Restate the material word for word and leave out anything that is a picture.

++++

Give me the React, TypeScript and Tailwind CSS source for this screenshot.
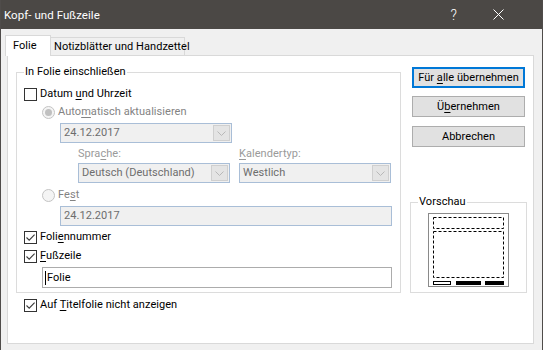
import React from 'react';

function Check({ checked }: { checked?: boolean }) {
  return (
    <span className="w-[13px] h-[13px] border border-[#333333] bg-white flex items-center justify-center shrink-0">
      {checked && (
        <svg width="11" height="11" viewBox="0 0 11 11">
          <path d="M1.5 5.5 L4.2 8.2 L9.6 2.6" fill="none" stroke="#3a3a3a" strokeWidth="1.1" />
        </svg>
      )}
    </span>
  );
}

function Radio({ selected }: { selected?: boolean }) {
  return (
    <span className="w-[13px] h-[13px] rounded-full border border-[#c4c4c4] bg-[#f4f4f4] flex items-center justify-center shrink-0">
      {selected && <span className="w-[7px] h-[7px] rounded-full bg-[#c0c0c0]" />}
    </span>
  );
}

function Chevron() {
  return (
    <svg width="9" height="5" viewBox="0 0 9 5">
      <path d="M0.5 0.5 L4.5 4.5 L8.5 0.5" fill="none" stroke="#b8b8b8" strokeWidth="1" />
    </svg>
  );
}

function Combo({ value, className }: { value: string; className: string }) {
  return (
    <div className={`h-[20px] border border-[#a9bed7] bg-[#f0f0f0] flex items-stretch p-[1px] ${className}`}>
      <span className="flex-1 pl-[2px] flex items-center text-[#6d6d6d] whitespace-nowrap">{value}</span>
      <span className="w-[17px] border border-[#cfcfcf] bg-[#e4e4e4] flex items-center justify-center">
        <Chevron />
      </span>
    </div>
  );
}

function Button({ children, isDefault }: { children: React.ReactNode; isDefault?: boolean }) {
  return (
    <button
      className={`ml-[2px] w-[113px] h-[21px] bg-[#e1e1e1] text-black flex items-center justify-center whitespace-nowrap ${
        isDefault ? 'border-2 border-[#0078d7]' : 'border border-[#adadad]'
      }`}
    >
      <span>{children}</span>
    </button>
  );
}

export default function App() {
  return (
    <div className="w-[543px] h-[350px] bg-[#f0f0f0] border-l border-r border-[#4f4c4a] overflow-hidden font-[Roboto,'Noto_Sans',sans-serif] text-[11px] tracking-[0.05px] leading-[16px] text-black whitespace-nowrap">
      {/* Title bar */}
      <div className="h-[29px] bg-[#4b4845] flex items-center text-white">
        <span className="pl-[3px] text-[11.5px]">Kopf- und Fußzeile</span>
        <span className="ml-auto text-[14px] font-light mr-[36px]">?</span>
        <span className="mr-[38px] flex items-center">
          <svg width="11" height="11" viewBox="0 0 11 11">
            <path d="M0.5 0.5 L10.5 10.5 M10.5 0.5 L0.5 10.5" stroke="white" strokeWidth="1" />
          </svg>
        </span>
      </div>

      {/* Tabs */}
      <div className="pt-[6px] pl-[4px]">
        <div className="flex items-end h-[20px]">
          <div className="relative z-10 -mb-px h-[21px] w-[46px] border-l border-t border-r border-[#d9d9d9] bg-white pl-[7px] pt-[2px]">
            Folie
          </div>
          <div className="h-[18px] w-[134px] border-t border-r border-[#d9d9d9] bg-[#f0f0f0] pl-[3px] pt-[1px]">
            Notizblätter und Handzettel
          </div>
        </div>

        {/* Panel */}
        <div className="ml-[2px] w-[527px] h-[289px] border border-[#d9d9d9] bg-white flex">
          {/* Left column */}
          <div className="ml-[8px] w-[385px] flex flex-col">
            <div className="relative mt-[16px] h-[221px] border border-[#dcdcdc] flex flex-col">
              <span className="absolute left-[7px] -top-[9px] px-[1px] bg-white">In Folie einschließen</span>

              <div className="mt-[12px] h-[18px] pl-[7px] flex items-center gap-[3px]">
                <Check />
                <span>
                  Datum <u className="underline-offset-2">u</u>nd Uhrzeit
                </span>
              </div>

              <div className="h-[18px] pl-[25px] flex items-center gap-[3px] text-[#838383]">
                <Radio selected />
                <span>
                  Auto<u className="underline-offset-2">m</u>atisch aktualisieren
                </span>
              </div>

              <Combo value="24.12.2017" className="mt-[2px] ml-[43px] w-[172px]" />

              <div className="mt-[2px] h-[17px] ml-[61px] flex items-center text-[#9a9a9a]">
                <span className="w-[161px]">
                  Spra<u className="underline-offset-2">c</u>he:
                </span>
                <span>
                  <u className="underline-offset-2">K</u>alendertyp:
                </span>
              </div>

              <div className="mt-[1px] ml-[61px] flex gap-[9px]">
                <Combo value="Deutsch (Deutschland)" className="w-[152px]" />
                <Combo value="Westlich" className="w-[152px]" />
              </div>

              <div className="mt-[3px] h-[18px] pl-[25px] flex items-center gap-[3px] text-[#838383]">
                <Radio />
                <span>
                  Fe<u className="underline-offset-2">s</u>t
                </span>
              </div>

              <div className="mt-[2px] ml-[43px] w-[332px] h-[20px] border border-[#a9bed7] bg-[#f0f0f0] pl-[3px] flex items-center text-[#6d6d6d]">
                24.12.2017
              </div>

              <div className="mt-[2px] h-[18px] pl-[7px] flex items-center gap-[3px]">
                <Check checked />
                <span>
                  Foli<u className="underline-offset-2">e</u>nnummer
                </span>
              </div>

              <div className="mt-[1px] h-[18px] pl-[7px] flex items-center gap-[3px]">
                <Check checked />
                <span>
                  <u className="underline-offset-2">F</u>ußzeile
                </span>
              </div>

              <div className="mt-[2px] ml-[25px] w-[350px] h-[21px] border border-[#acacac] bg-white pl-[2px] flex items-center">
                <span className="w-px h-[14px] bg-black mr-[1px]" />
                <span>Folie</span>
              </div>
            </div>

            <div className="mt-[3px] h-[18px] pl-[8px] flex items-center gap-[3px]">
              <Check checked />
              <span>
                Auf <u className="underline-offset-2">T</u>itelfolie nicht anzeigen
              </span>
            </div>
          </div>

          {/* Right column */}
          <div className="ml-[9px] w-[117px] flex flex-col">
            <div className="mt-[11px]">
              <Button isDefault>
                Für <u className="underline-offset-2">a</u>lle übernehmen
              </Button>
            </div>
            <div className="mt-[8px]">
              <Button>
                Ü<u className="underline-offset-2">b</u>ernehmen
              </Button>
            </div>
            <div className="mt-[9px]">
              <Button>Abbrechen</Button>
            </div>

            <div className="relative mt-[55px] h-[91px] border border-[#dcdcdc] flex justify-center pt-[10px]">
              <span className="absolute left-[7px] -top-[9px] px-[1px] bg-white">Vorschau</span>
              <svg width="81" height="74" viewBox="0 0 81 74">
                <rect x="0.5" y="0.5" width="80" height="73" fill="white" stroke="#8a8a8a" />
                <rect x="5.5" y="4.5" width="70" height="11" fill="none" stroke="black" strokeDasharray="3 2" />
                <rect x="5.5" y="18.5" width="70" height="46" fill="none" stroke="black" strokeDasharray="3 2" />
                <rect x="5.5" y="68.5" width="17" height="3" fill="white" stroke="black" />
                <rect x="28" y="68" width="25" height="4" fill="black" />
                <rect x="57" y="68" width="19" height="4" fill="black" />
              </svg>
            </div>
          </div>
        </div>
      </div>
    </div>
  );
}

++++

:: RESPONSE ::
Give me the React, TypeScript and Tailwind CSS source for this screenshot.
import React from 'react';

function Check({ checked }: { checked?: boolean }) {
  return (
    <span className="w-[13px] h-[13px] border border-[#333333] bg-white flex items-center justify-center shrink-0">
      {checked && (
        <svg width="11" height="11" viewBox="0 0 11 11">
          <path d="M1.5 5.5 L4.2 8.2 L9.6 2.6" fill="none" stroke="#3a3a3a" strokeWidth="1.1" />
        </svg>
      )}
    </span>
  );
}

function Radio({ selected }: { selected?: boolean }) {
  return (
    <span className="w-[13px] h-[13px] rounded-full border border-[#c4c4c4] bg-[#f4f4f4] flex items-center justify-center shrink-0">
      {selected && <span className="w-[7px] h-[7px] rounded-full bg-[#c0c0c0]" />}
    </span>
  );
}

function Chevron() {
  return (
    <svg width="9" height="5" viewBox="0 0 9 5">
      <path d="M0.5 0.5 L4.5 4.5 L8.5 0.5" fill="none" stroke="#b8b8b8" strokeWidth="1" />
    </svg>
  );
}

function Combo({ value, className }: { value: string; className: string }) {
  return (
    <div className={`h-[20px] border border-[#a9bed7] bg-[#f0f0f0] flex items-stretch p-[1px] ${className}`}>
      <span className="flex-1 pl-[2px] flex items-center text-[#6d6d6d] whitespace-nowrap">{value}</span>
      <span className="w-[17px] border border-[#cfcfcf] bg-[#e4e4e4] flex items-center justify-center">
        <Chevron />
      </span>
    </div>
  );
}

function Button({ children, isDefault }: { children: React.ReactNode; isDefault?: boolean }) {
  return (
    <button
      className={`ml-[2px] w-[113px] h-[21px] bg-[#e1e1e1] text-black flex items-center justify-center whitespace-nowrap ${
        isDefault ? 'border-2 border-[#0078d7]' : 'border border-[#adadad]'
      }`}
    >
      <span>{children}</span>
    </button>
  );
}

export default function App() {
  return (
    <div className="w-[543px] h-[350px] bg-[#f0f0f0] border-l border-r border-[#4f4c4a] overflow-hidden font-[Roboto,'Noto_Sans',sans-serif] text-[11px] tracking-[0.05px] leading-[16px] text-black whitespace-nowrap">
      {/* Title bar */}
      <div className="h-[29px] bg-[#4b4845] flex items-center text-white">
        <span className="pl-[3px] text-[11.5px]">Kopf- und Fußzeile</span>
        <span className="ml-auto text-[14px] font-light mr-[36px]">?</span>
        <span className="mr-[38px] flex items-center">
          <svg width="11" height="11" viewBox="0 0 11 11">
            <path d="M0.5 0.5 L10.5 10.5 M10.5 0.5 L0.5 10.5" stroke="white" strokeWidth="1" />
          </svg>
        </span>
      </div>

      {/* Tabs */}
      <div className="pt-[6px] pl-[4px]">
        <div className="flex items-end h-[20px]">
          <div className="relative z-10 -mb-px h-[21px] w-[46px] border-l border-t border-r border-[#d9d9d9] bg-white pl-[7px] pt-[2px]">
            Folie
          </div>
          <div className="h-[18px] w-[134px] border-t border-r border-[#d9d9d9] bg-[#f0f0f0] pl-[3px] pt-[1px]">
            Notizblätter und Handzettel
          </div>
        </div>

        {/* Panel */}
        <div className="ml-[2px] w-[527px] h-[289px] border border-[#d9d9d9] bg-white flex">
          {/* Left column */}
          <div className="ml-[8px] w-[385px] flex flex-col">
            <div className="relative mt-[16px] h-[221px] border border-[#dcdcdc] flex flex-col">
              <span className="absolute left-[7px] -top-[9px] px-[1px] bg-white">In Folie einschließen</span>

              <div className="mt-[12px] h-[18px] pl-[7px] flex items-center gap-[3px]">
                <Check />
                <span>
                  Datum <u className="underline-offset-2">u</u>nd Uhrzeit
                </span>
              </div>

              <div className="h-[18px] pl-[25px] flex items-center gap-[3px] text-[#838383]">
                <Radio selected />
                <span>
                  Auto<u className="underline-offset-2">m</u>atisch aktualisieren
                </span>
              </div>

              <Combo value="24.12.2017" className="mt-[2px] ml-[43px] w-[172px]" />

              <div className="mt-[2px] h-[17px] ml-[61px] flex items-center text-[#9a9a9a]">
                <span className="w-[161px]">
                  Spra<u className="underline-offset-2">c</u>he:
                </span>
                <span>
                  <u className="underline-offset-2">K</u>alendertyp:
                </span>
              </div>

              <div className="mt-[1px] ml-[61px] flex gap-[9px]">
                <Combo value="Deutsch (Deutschland)" className="w-[152px]" />
                <Combo value="Westlich" className="w-[152px]" />
              </div>

              <div className="mt-[3px] h-[18px] pl-[25px] flex items-center gap-[3px] text-[#838383]">
                <Radio />
                <span>
                  Fe<u className="underline-offset-2">s</u>t
                </span>
              </div>

              <div className="mt-[2px] ml-[43px] w-[332px] h-[20px] border border-[#a9bed7] bg-[#f0f0f0] pl-[3px] flex items-center text-[#6d6d6d]">
                24.12.2017
              </div>

              <div className="mt-[2px] h-[18px] pl-[7px] flex items-center gap-[3px]">
                <Check checked />
                <span>
                  Foli<u className="underline-offset-2">e</u>nnummer
                </span>
              </div>

              <div className="mt-[1px] h-[18px] pl-[7px] flex items-center gap-[3px]">
                <Check checked />
                <span>
                  <u className="underline-offset-2">F</u>ußzeile
                </span>
              </div>

              <div className="mt-[2px] ml-[25px] w-[350px] h-[21px] border border-[#acacac] bg-white pl-[2px] flex items-center">
                <span className="w-px h-[14px] bg-black mr-[1px]" />
                <span>Folie</span>
              </div>
            </div>

            <div className="mt-[3px] h-[18px] pl-[8px] flex items-center gap-[3px]">
              <Check checked />
              <span>
                Auf <u className="underline-offset-2">T</u>itelfolie nicht anzeigen
              </span>
            </div>
          </div>

          {/* Right column */}
          <div className="ml-[9px] w-[117px] flex flex-col">
            <div className="mt-[11px]">
              <Button isDefault>
                Für <u className="underline-offset-2">a</u>lle übernehmen
              </Button>
            </div>
            <div className="mt-[8px]">
              <Button>
                Ü<u className="underline-offset-2">b</u>ernehmen
              </Button>
            </div>
            <div className="mt-[9px]">
              <Button>Abbrechen</Button>
            </div>

            <div className="relative mt-[55px] h-[91px] border border-[#dcdcdc] flex justify-center pt-[10px]">
              <span className="absolute left-[7px] -top-[9px] px-[1px] bg-white">Vorschau</span>
              <svg width="81" height="74" viewBox="0 0 81 74">
                <rect x="0.5" y="0.5" width="80" height="73" fill="white" stroke="#8a8a8a" />
                <rect x="5.5" y="4.5" width="70" height="11" fill="none" stroke="black" strokeDasharray="3 2" />
                <rect x="5.5" y="18.5" width="70" height="46" fill="none" stroke="black" strokeDasharray="3 2" />
                <rect x="5.5" y="68.5" width="17" height="3" fill="white" stroke="black" />
                <rect x="28" y="68" width="25" height="4" fill="black" />
                <rect x="57" y="68" width="19" height="4" fill="black" />
              </svg>
            </div>
          </div>
        </div>
      </div>
    </div>
  );
}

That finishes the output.